PTSD is real. It is a real disorder with real consequences for those who suffer from it and the people who love them. I’ve been in the military almost 20 years and I’ve seen it plenty. But I also know that it only affects those who really have it. I’ve also come to learn that PTSD is the perfect tool for frauds and exaggerators because it relies almost entirely on self-reporting, and its symptoms can be easily faked. Oftentimes doctors can’t even tell the real cases from the fakers, and a whole little “cottage industry” has cropped up to help people fake PTSD. There are perverse incentives associated with claiming PTSD, and very little chance of ever getting caught for a fraudulent claim.

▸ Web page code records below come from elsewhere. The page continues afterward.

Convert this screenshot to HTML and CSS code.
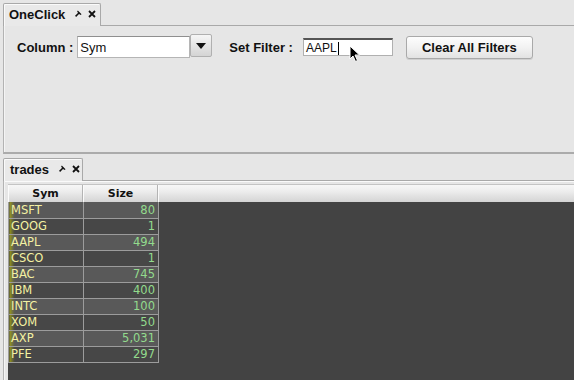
FILE: index.html
```html
<!DOCTYPE html>
<html>
<head>
<meta charset="utf-8">
<link rel="stylesheet" href="styles.css">
</head>
<body>
<div class="app">
  <section class="dock dock-top">
    <div class="tabstrip">
      <div class="tab">
        <span class="tab-title">OneClick</span>
        <svg class="pin" width="7" height="7" viewBox="0 0 7 7"><path d="M2.8 0.4 L6.6 4.2 L5.2 4.9 L2.1 1.8 Z" fill="#111"/><path d="M4.2 2.8 L0.6 6.4" stroke="#111" stroke-width="1.5"/></svg>
        <svg class="close" width="8" height="8" viewBox="0 0 8 8"><path d="M1 1 L7 7 M7 1 L1 7" stroke="#111" stroke-width="1.8"/></svg>
      </div>
      <div class="strip-rest"></div>
    </div>
    <div class="panel panel-top">
      <div class="controls">
        <span class="label label-col">Column :</span>
        <div class="combo">
          <div class="combo-field">Sym</div>
          <div class="combo-btn"><svg width="10" height="6" viewBox="0 0 10 6"><path d="M0 0 L10 0 L5 6 Z" fill="#111"/></svg></div>
        </div>
        <span class="label label-filter">Set Filter :</span>
        <div class="textfield">AAPL<span class="caret"></span></div>
        <div class="btn">Clear All Filters</div>
      </div>
    </div>
  </section>
  <section class="dock dock-bottom">
    <div class="tabstrip">
      <div class="tab tab-trades">
        <span class="tab-title">trades</span>
        <svg class="pin" width="7" height="7" viewBox="0 0 7 7"><path d="M2.8 0.4 L6.6 4.2 L5.2 4.9 L2.1 1.8 Z" fill="#111"/><path d="M4.2 2.8 L0.6 6.4" stroke="#111" stroke-width="1.5"/></svg>
        <svg class="close" width="8" height="8" viewBox="0 0 8 8"><path d="M1 1 L7 7 M7 1 L1 7" stroke="#111" stroke-width="1.8"/></svg>
      </div>
      <div class="strip-rest"></div>
    </div>
    <div class="panel panel-bottom">
      <div class="grid">
        <div class="grid-head">
          <div class="hcell">Sym</div>
          <div class="hcell">Size</div>
          <div class="hfill"></div>
        </div>
        <div class="grid-body">
          <table class="data">
            <tr class="odd"><td class="sym">MSFT</td><td class="num">80</td></tr>
            <tr><td class="sym">GOOG</td><td class="num">1</td></tr>
            <tr class="odd"><td class="sym">AAPL</td><td class="num">494</td></tr>
            <tr><td class="sym">CSCO</td><td class="num">1</td></tr>
            <tr class="odd"><td class="sym">BAC</td><td class="num">745</td></tr>
            <tr><td class="sym">IBM</td><td class="num">400</td></tr>
            <tr class="odd"><td class="sym">INTC</td><td class="num">100</td></tr>
            <tr><td class="sym">XOM</td><td class="num">50</td></tr>
            <tr class="odd"><td class="sym">AXP</td><td class="num">5,031</td></tr>
            <tr><td class="sym">PFE</td><td class="num">297</td></tr>
          </table>
        </div>
      </div>
    </div>
  </section>
  <svg class="cursor" width="12" height="18" viewBox="0 0 12 18"><path d="M1 1 L1 14 L4 11 L6.5 16.5 L8.5 15.5 L6 10 L10.5 10 Z" fill="#000" stroke="#fff" stroke-width="1"/></svg>
</div>
</body>
</html>
```

FILE: styles.css
```css
* { box-sizing: border-box; }
html, body { margin: 0; padding: 0; }
body {
  width: 574px;
  height: 380px;
  overflow: hidden;
  background: #e6e6e6;
  font-family: "Liberation Sans", Arial, sans-serif;
  color: #111;
}
.app {
  position: relative;
  width: 574px;
  height: 380px;
  display: flex;
  flex-direction: column;
}
.dock { display: flex; flex-direction: column; }
.dock-bottom { flex: 1; margin-top: 1px; }
.tabstrip {
  display: flex;
  align-items: flex-end;
  height: 26px;
  padding-left: 3px;
}
.tab {
  height: 23px;
  width: 98px;
  display: flex;
  align-items: center;
  padding: 0 0 2px 5px;
  border: 1px solid #a9a9a9;
  border-bottom: none;
  border-radius: 2px 2px 0 0;
  background: #e9e9e9;
  box-shadow: inset 1px 1px 0 #fafafa;
}
.tab-trades { width: 80px; padding-left: 6px; }
.tab-title { font-weight: bold; font-size: 13px; }
.pin { margin-left: 10px; margin-top: -1px; }
.close { margin-left: 6px; }
.strip-rest {
  flex: 1;
  height: 100%;
  border-bottom: 1px solid #a9a9a9;
}
.panel {
  margin-left: 3px;
  border-left: 1px solid #b3b3b3;
  box-shadow: inset 1px 0 0 #f4f4f4;
}
.panel-top {
  height: 128px;
  border-bottom: 2px solid #ababab;
  padding: 10px 0 0 13px;
}
.controls {
  display: flex;
  align-items: center;
  height: 22px;
}
.label { font-weight: bold; font-size: 13px; }
.combo { display: flex; margin-left: 4px; height: 22px; }
.combo-field {
  width: 113px;
  height: 22px;
  background: #fff;
  border: 1px solid #b5b5b5;
  border-top-color: #8f8f8f;
  font-size: 13px;
  padding: 3px 0 0 2px;
}
.combo-btn {
  width: 22px;
  height: 23px;
  margin-top: -2px;
  border: 1px solid #b0b0b0;
  border-radius: 2px;
  background: linear-gradient(#f6f6f6, #d4d4d4);
  display: flex;
  align-items: center;
  justify-content: center;
}
.label-filter { margin-left: 17px; }
.textfield {
  margin-left: 10px;
  width: 90px;
  height: 18px;
  background: #fff;
  border: 1px solid #b0b0b0;
  border-top: 2px solid #555;
  font-size: 12px;
  padding: 1px 0 0 2px;
  display: flex;
  align-items: center;
}
.caret { width: 1px; height: 13px; background: #000; margin-left: 1px; }
.btn {
  margin-left: 13px;
  width: 127px;
  height: 23px;
  border: 1px solid #a9a9a9;
  border-radius: 3px;
  background: linear-gradient(#fdfdfd, #f2f2f2 50%, #e2e2e2);
  box-shadow: 0 1px 0 #cfcfcf;
  font-weight: bold;
  font-size: 13px;
  display: flex;
  align-items: center;
  justify-content: center;
}
.panel-bottom {
  flex: 1;
  display: flex;
  padding: 3px 0 0 4px;
  box-shadow: inset 1px 0 0 #f4f4f4, inset 0 1px 0 #fafafa;
}
.grid { flex: 1; display: flex; flex-direction: column; }
.grid-head {
  display: flex;
  height: 18px;
  background: linear-gradient(#f7f7f7, #ececec 40%, #d4d4d4);
  border-top: 1px solid #c4c4c4;
}
.hcell {
  width: 75px;
  border-right: 1px solid #b4b4b4;
  border-left: 1px solid #fbfbfb;
  font-family: "DejaVu Sans", sans-serif;
  font-weight: bold;
  font-size: 11px;
  text-align: center;
  padding-top: 2px;
}
.hfill { flex: 1; border-left: 1px solid #fbfbfb; }
.grid-body { flex: 1; background: #434343; }
.data {
  border-collapse: collapse;
  font-family: "DejaVu Sans", sans-serif;
  font-size: 11.5px;
}
.data td {
  height: 16px;
  padding: 0 2px;
  border: 1px solid #9c9c9c;
  border-top: none;
  background-color: #474747;
  line-height: 14px;
}
.data tr.odd td { background-color: #595959; }
.data td.sym {
  width: 75px;
  color: #f4f1a2;
  background-image: linear-gradient(to right, rgba(160,160,20,0.9) 0, rgba(160,160,20,0) 5px);
  padding-left: 2px;
}
.data td.num {
  width: 75px;
  color: #93db8d;
  text-align: right;
  padding-right: 3px;
}
.cursor {
  position: absolute;
  left: 349px;
  top: 45px;
}
```
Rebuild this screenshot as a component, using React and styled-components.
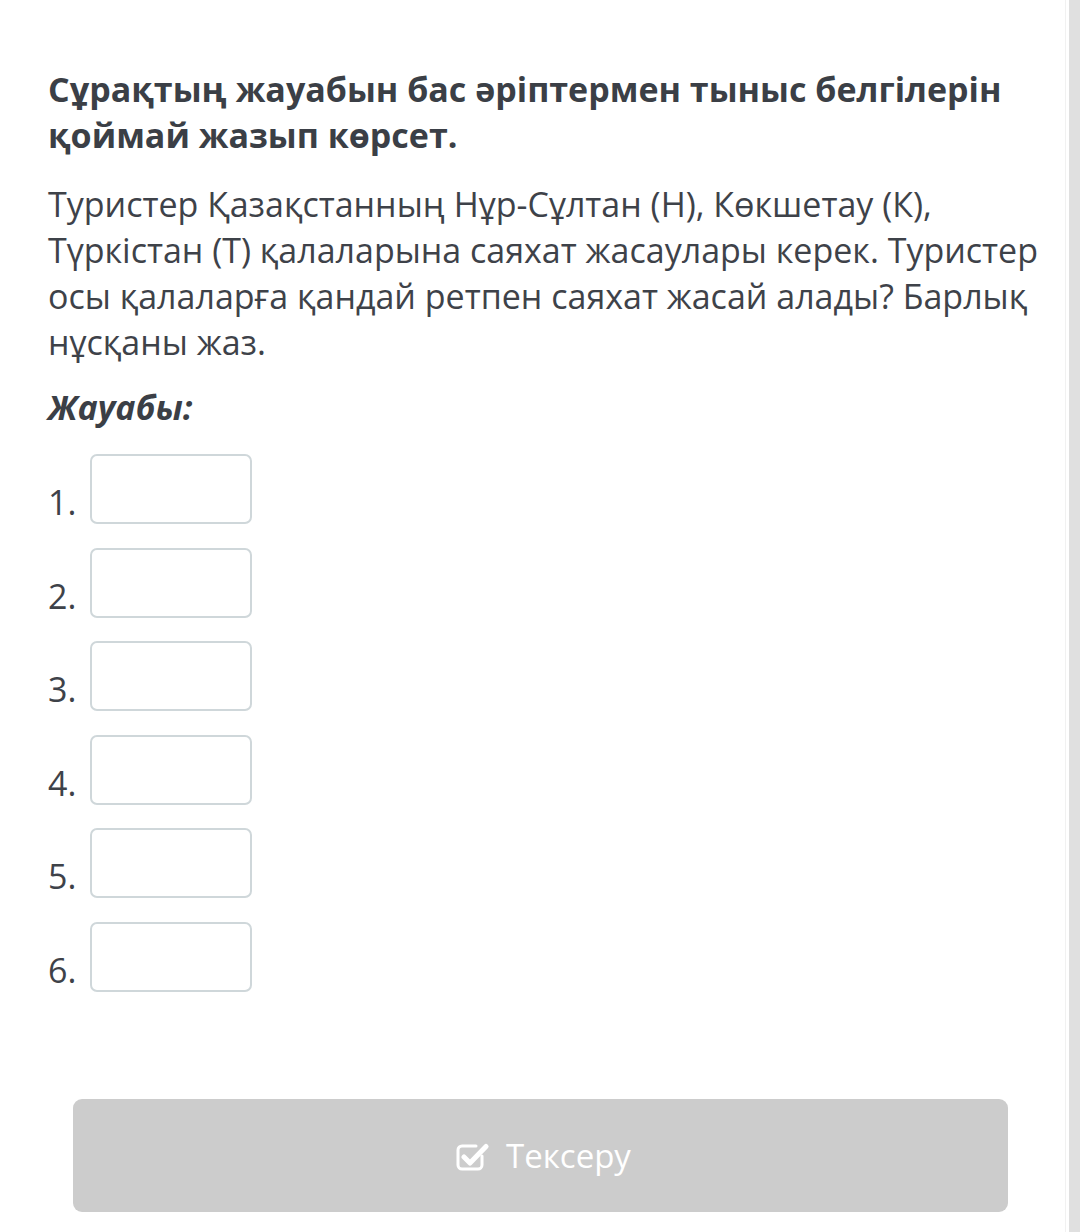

Right now there is no “better” label for someone seeking attention or money than that of a PTSD victim. Need attention? Claim PTSD! Need to shut someone down who is getting the better of you in a political argument? Claim PTSD! Need an excuse for your own bad behavior? Claim PTSD! It’s the cure-all label for what ails you. No one can criticize you after you say you have it, because you’re a victim. People are reluctant to punish you for your misconduct, because you’re a victim. Even better, the government will even pay you for it. You don’t even have to prove you have it, you just have to apply that label to yourself, and *poof* instant gratification. Civilian first responders now regularly claim to be fully disabled from having witnessed the aftermath of traumatic situations, even ones in which they were never in any danger themselves.
And lest readers of this article think that the military community is immune from sketchy PTSD claims, consider this example: “…she viewed large amounts of imagery showing insurgents being killed. That led to PTSD and severe depression. She will receive a small veterans payment because of her illness.” PTSD from combat voyeurism, that’s a new one. I wonder if I can use that precedent to put in a claim from all those times I got my ass kicked in Call of Duty in between missions; it sounds like pretty much the same thing.
The potential for fraud is especially bad in the Veterans Administration (VA) which is perpetually (and quite correctly) under attack for not “doing more” to help out veterans. So what’s their solution? Over-diagnose everything—“PTSD all around!” And VA doctors are not the only ones that default to the PTSD diagnosis, as I experienced first hand. After suffering months of poor sleep, vivid nightmares, anxiety, and difficulty concentrating while in graduate school, I went to see a local civilian doctor who said my complaints were consistent with sleep apnea… until he found out I was a veteran. Then he wanted to diagnose me with PTSD.